Member of the Tennessee House of Representatives from the 67th district
- Incumbent
- Assumed office January 10, 2023
- Preceded by: Jason Hodges

Personal details
- Born: May 21, 1970 (age 56) Tennessee, U.S.
- Party: Democratic
- Spouse: Sherry Glynn
- Children: 4
- Education: Trident University International (BS)
- Website: House website

Military service
- Allegiance: United States
- Branch/service: United States Army
- Rank: Master sergeant

= Ronnie Glynn =

American politician (born 1970)

Ronnie Glynn (born May 21, 1970) is an American politician and small business owner. He currently represents the 67th district of the Tennessee House of Representatives as a Democrat. The district comprises portions of Montgomery County, including much of the city of Clarksville.

== Early life and military service ==
Ronnie Glynn was born on May 21, 1970. He was raised in Halls, Tennessee. Before reaching 20 years old, he had two children. Needing to provide for his family and with few other options, he joined the United States Army. Though he initially planned to spend five years in the military, he eventually completed 23 years of service, including time with the 82nd Airborne Division, the 7th Special Forces Group, and the 101st Airborne Division.

== Education and later career ==
Glynn owns the company Jumpmaster Inflatables, which he started after spending summers with his grandchildren and realizing a lack of local activities for kids their age. In 2023, he started a second business, Jumpmaster Trucking.

Glynn is a youth mentor with Big Brothers Big Sisters of America. He formerly chaired the Montgomery County Democratic Party.

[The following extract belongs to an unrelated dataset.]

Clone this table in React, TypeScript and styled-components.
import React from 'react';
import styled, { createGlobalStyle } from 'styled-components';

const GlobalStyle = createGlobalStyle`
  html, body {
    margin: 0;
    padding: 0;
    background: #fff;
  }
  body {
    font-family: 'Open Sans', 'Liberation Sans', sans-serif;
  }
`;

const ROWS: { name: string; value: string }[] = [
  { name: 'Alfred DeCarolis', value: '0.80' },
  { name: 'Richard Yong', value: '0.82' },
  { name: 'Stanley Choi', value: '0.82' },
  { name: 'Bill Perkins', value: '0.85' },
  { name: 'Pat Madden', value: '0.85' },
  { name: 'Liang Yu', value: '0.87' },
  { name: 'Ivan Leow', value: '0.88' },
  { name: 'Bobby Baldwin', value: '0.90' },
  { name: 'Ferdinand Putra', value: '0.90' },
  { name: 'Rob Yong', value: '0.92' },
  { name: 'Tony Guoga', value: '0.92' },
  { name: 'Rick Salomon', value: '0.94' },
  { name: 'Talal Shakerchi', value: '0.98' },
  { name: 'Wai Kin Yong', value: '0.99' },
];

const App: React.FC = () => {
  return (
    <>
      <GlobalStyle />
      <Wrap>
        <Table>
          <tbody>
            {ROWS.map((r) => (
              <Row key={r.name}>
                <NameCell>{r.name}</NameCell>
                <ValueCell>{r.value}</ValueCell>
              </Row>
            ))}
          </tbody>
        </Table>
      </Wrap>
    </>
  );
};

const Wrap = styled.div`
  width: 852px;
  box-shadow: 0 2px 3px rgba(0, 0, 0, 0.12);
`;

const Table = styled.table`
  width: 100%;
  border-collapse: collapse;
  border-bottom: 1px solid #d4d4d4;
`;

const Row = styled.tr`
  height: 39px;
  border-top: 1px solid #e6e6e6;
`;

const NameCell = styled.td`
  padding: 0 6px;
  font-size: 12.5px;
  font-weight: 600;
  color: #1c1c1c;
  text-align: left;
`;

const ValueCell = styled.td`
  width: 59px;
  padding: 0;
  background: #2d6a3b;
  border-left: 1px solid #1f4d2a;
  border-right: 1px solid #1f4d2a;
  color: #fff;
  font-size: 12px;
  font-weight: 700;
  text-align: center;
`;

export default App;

== Tennessee House of Representatives ==
In 2022, Glynn ran to represent Tennessee House of Representatives District 67 after incumbent representative Jason Hodges chose not to seek re-election. In a narrow race, Glynn defeated Republican Tommy Vallejos in the general election. Glynn won the election by only 153 votes of over 11,000 cast. In winning the election, Glynn became the first Black representative from the Clarksville area in over 120 years.

== Personal life ==
Glynn is married to his wife, Sherry, and they have four children and 11 grandchildren. He is a lifelong Tennessean.